After a few hours of debating with my boyfriend, I finally decided which one I preferred, so I went back to the Qatar Airways website to cancel the other. To my horror, I was already being charged a cancellation fee for the first ticket despite having purchased it only five hours prior. I immediately checked the second ticket and found the same result. I tried to call Qatar Airways customer service line to ask for assistance, but they do not have a 24/7 help desk, so I had to wait until the next morning. You can imagine I did not sleep well that night.
Once I got a hold of someone from customer service, they explained my mistake: I purchased the tickets instead of choosing the 24-hour hold. I did not know that option could take the place of a 24-hour cancellation policy. What threw me off is that Qatar Airways only offers free 24-hour holds for flights to or from the United States. I had seen it before when I was living in the Philippines, but it was a paid service, so I didn’t consider it when I was booking my flight to New York. I thought placing a hold would cost more than just booking and canceling within 24 hours; I wasn’t paying enough attention to the website to notice that it was free.

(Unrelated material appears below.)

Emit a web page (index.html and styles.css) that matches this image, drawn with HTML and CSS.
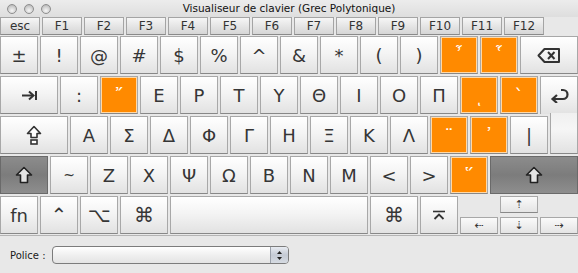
FILE: index.html
```html
<!DOCTYPE html>
<html lang="fr">
<head>
<meta charset="utf-8">
<title>Visualiseur de clavier</title>
<link rel="stylesheet" href="styles.css">
</head>
<body>
<div class="window">
  <div class="titlebar">
    <div class="lights"><span class="light"></span><span class="light"></span><span class="light"></span></div>
    <div class="title">Visualiseur de clavier (Grec Polytonique)</div>
    <div></div>
  </div>
  <div class="frow">
    <div class="fkey">esc</div><div class="fkey">F1</div><div class="fkey">F2</div><div class="fkey">F3</div><div class="fkey">F4</div><div class="fkey">F5</div><div class="fkey">F6</div><div class="fkey">F7</div><div class="fkey">F8</div><div class="fkey">F9</div><div class="fkey">F10</div><div class="fkey">F11</div><div class="fkey">F12</div>
  </div>
  <div class="keyboard">
    <div class="row">
      <div class="key">±</div><div class="key">!</div><div class="key">@</div><div class="key">#</div><div class="key">$</div><div class="key">%</div><div class="key">^</div><div class="key">&amp;</div><div class="key">*</div><div class="key">(</div><div class="key">)</div>
      <div class="key dead">῏</div><div class="key dead">῟</div>
      <div class="key w58">
        <svg width="24" height="17" viewBox="0 0 24 17"><path d="M1.5 8.5 L7.5 2 H22 V15 H7.5 Z" fill="none" stroke="#333" stroke-width="2" stroke-linejoin="round"/><path d="M11 5 L17.5 12 M17.5 5 L11 12" stroke="#333" stroke-width="2"/></svg>
      </div>
    </div>
    <div class="row">
      <div class="key w58">
        <svg width="17" height="11" viewBox="0 0 17 11"><path d="M1 5.5 H12" stroke="#333" stroke-width="2"/><path d="M8 1.5 L12.5 5.5 L8 9.5" fill="none" stroke="#333" stroke-width="2"/><path d="M15 1 V10" stroke="#333" stroke-width="2"/></svg>
      </div>
      <div class="key">:</div><div class="key dead">῎</div><div class="key">Ε</div><div class="key">Ρ</div><div class="key">Τ</div><div class="key">Υ</div><div class="key">Θ</div><div class="key">Ι</div><div class="key">Ο</div><div class="key">Π</div>
      <div class="key dead">ͺ</div><div class="key dead">`</div>
      <div class="key ret-top">
        <svg width="19" height="15" viewBox="0 0 19 15"><path d="M4 11 H13 A4.5 4.5 0 0 0 13 2 H11" fill="none" stroke="#333" stroke-width="2.2"/><path d="M7 7 L2.5 11 L7 15" fill="none" stroke="#333" stroke-width="2.2"/></svg>
      </div>
    </div>
    <div class="row">
      <div class="key w68">
        <svg width="16" height="20" viewBox="0 0 16 20"><path d="M8 1.5 L14.5 8.5 H11 V12.5 H5 V8.5 H1.5 Z" fill="#fff" stroke="#333" stroke-width="1.6" stroke-linejoin="round"/><rect x="5" y="15" width="6" height="4" fill="#fff" stroke="#333" stroke-width="1.6"/></svg>
      </div>
      <div class="key">Α</div><div class="key">Σ</div><div class="key">Δ</div><div class="key">Φ</div><div class="key">Γ</div><div class="key">Η</div><div class="key">Ξ</div><div class="key">Κ</div><div class="key">Λ</div>
      <div class="key dead">¨</div><div class="key dead">᾿</div><div class="key">|</div>
      <div class="key ret-bottom"></div>
    </div>
    <div class="row">
      <div class="key shift w48">
        <svg width="18" height="18" viewBox="0 0 18 18"><path d="M9 1.5 L16.5 9 H12.5 V16.5 H5.5 V9 H1.5 Z" fill="#e4e4e4" stroke="#222" stroke-width="1.6" stroke-linejoin="round"/></svg>
      </div>
      <div class="key small">~</div><div class="key">Ζ</div><div class="key">Χ</div><div class="key">Ψ</div><div class="key">Ω</div><div class="key">Β</div><div class="key">Ν</div><div class="key">Μ</div><div class="key">&lt;</div><div class="key">&gt;</div>
      <div class="key dead">῞</div>
      <div class="key shift w88">
        <svg width="18" height="18" viewBox="0 0 18 18"><path d="M9 1.5 L16.5 9 H12.5 V16.5 H5.5 V9 H1.5 Z" fill="#e4e4e4" stroke="#222" stroke-width="1.6" stroke-linejoin="round"/></svg>
      </div>
    </div>
    <div class="row">
      <div class="key">fn</div><div class="key sym">⌃</div><div class="key sym">⌥</div><div class="key sym w48">⌘</div>
      <div class="key w198"></div>
      <div class="key sym w48">⌘</div>
      <div class="key">
        <svg width="14" height="10" viewBox="0 0 14 10"><path d="M1 1.5 H13" stroke="#333" stroke-width="1.6"/><path d="M2.5 9 L7 4.5 L11.5 9" fill="none" stroke="#333" stroke-width="1.8"/></svg>
      </div>
      <div class="arrows">
        <div class="akey up">⇡</div>
        <div class="akey left">⇠</div>
        <div class="akey down">⇣</div>
        <div class="akey right">⇢</div>
      </div>
    </div>
  </div>
  <div class="footer">
    <span class="label">Police :</span>
    <div class="select">
      <div class="select-arrows">
        <svg width="7" height="11" viewBox="0 0 7 11"><path d="M3.5 1 L6 4 H1 Z" fill="#222"/><path d="M3.5 10 L6 7 H1 Z" fill="#222"/></svg>
      </div>
    </div>
  </div>
</div>
</body>
</html>
```
FILE: styles.css
```css
html, body {
  margin: 0;
  padding: 0;
}
body {
  width: 578px;
  height: 273px;
  overflow: hidden;
  background: #e8e8e8;
  font-family: "DejaVu Sans", sans-serif;
  color: #3a3a3a;
}
.window {
  display: flex;
  flex-direction: column;
}
.titlebar {
  height: 17px;
  display: grid;
  grid-template-columns: 1fr auto 1fr;
  align-items: center;
  background: linear-gradient(#ececec, #dedede);
}
.lights {
  display: flex;
  gap: 7px;
  padding-left: 7px;
}
.light {
  width: 10px;
  height: 10px;
  border-radius: 50%;
  border: 1px solid #8e8e8e;
  background: radial-gradient(circle at 50% 70%, #f6f6f6 0%, #d0d0d0 55%, #a8a8a8 100%);
  box-sizing: border-box;
}
.title {
  font-size: 10.5px;
  color: #111;
  line-height: 17px;
}
.frow {
  display: flex;
  gap: 2px;
  height: 18px;
  margin-bottom: 1px;
}
.fkey {
  width: 40px;
  box-sizing: border-box;
  border: 1px solid #a4a4a4;
  border-bottom-color: #8a8a8a;
  background: linear-gradient(#f6f6f6, #e2e2e2 60%, #d6d6d6);
  font-size: 12px;
  display: flex;
  align-items: center;
  justify-content: center;
  color: #333;
}
.keyboard {
  display: flex;
  flex-direction: column;
  gap: 2px;
}
.row {
  display: flex;
  gap: 2px;
  height: 38px;
}
.key {
  width: 38px;
  flex: none;
  box-sizing: border-box;
  border: 1px solid #a8a8a8;
  border-bottom-color: #888;
  background: linear-gradient(#ffffff, #f4f4f4 45%, #e2e2e2);
  display: flex;
  align-items: center;
  justify-content: center;
  font-size: 18px;
  color: #363636;
}
.key.small { font-size: 14px; }
.key.sym { font-size: 20px; }
.w48 { width: 48px; }
.w58 { width: 58px; }
.w68 { width: 68px; }
.w88 { width: 88px; }
.w198 { width: 198px; }
.key.dead {
  background: #ff8a00;
  color: #fff;
  box-shadow: inset 0 0 0 1px #ffd9a8;
}
.key.shift {
  background: linear-gradient(#8c8c8c, #7c7c7c 50%, #8e8e8e);
  border-color: #6a6a6a;
}
.key.ret-top {
  border-bottom: none;
}
.key.ret-bottom {
  width: 28px;
  border-top: none;
  margin-top: -3px;
  height: 41px;
  background: linear-gradient(#f0f0f0, #f6f6f6 40%, #e2e2e2);
}
.arrows {
  width: 118px;
  display: grid;
  grid-template-columns: 38px 38px 38px;
  grid-template-rows: 17px 17px;
  column-gap: 2px;
  row-gap: 4px;
}
.akey {
  box-sizing: border-box;
  border: 1px solid #a8a8a8;
  border-bottom-color: #888;
  background: linear-gradient(#fafafa, #e4e4e4);
  display: flex;
  align-items: center;
  justify-content: center;
  font-size: 11px;
  color: #333;
}
.akey.up { grid-column: 2; grid-row: 1; }
.akey.left { grid-column: 1; grid-row: 2; }
.akey.down { grid-column: 2; grid-row: 2; }
.akey.right { grid-column: 3; grid-row: 2; }
.footer {
  height: 39px;
  display: flex;
  align-items: center;
  padding-left: 10px;
  gap: 6px;
  border-top: 1px solid #b4b4b4;
  box-sizing: border-box;
  margin-top: 1px;
}
.label {
  font-size: 10px;
  color: #1a1a1a;
}
.select {
  width: 237px;
  height: 18px;
  box-sizing: border-box;
  border: 1px solid #7c7c7c;
  border-radius: 4px;
  background: linear-gradient(#ffffff, #f0f0f0 50%, #e4e4e4);
  display: flex;
  justify-content: flex-end;
  overflow: hidden;
}
.select-arrows {
  width: 17px;
  border-left: 1px solid #9aa0aa;
  background: linear-gradient(#e8ecf2, #c4cad4 50%, #d6dbe2);
  display: flex;
  align-items: center;
  justify-content: center;
}
```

Unfortunately, I had to pay the hefty cancellation fee for one of the two flights I booked. It was a painful experience, but I now know I shouldn’t book flights on a whim thinking I can cancel that easily, and to always read the fine print or details from the website and the confirmation email. This mistake also made me realize that I should take into consideration the level of customer service airlines have when booking. I would like to be able to call an airline’s help desk and speak to a representative any time of day in case I have issues or problems with my itineraries.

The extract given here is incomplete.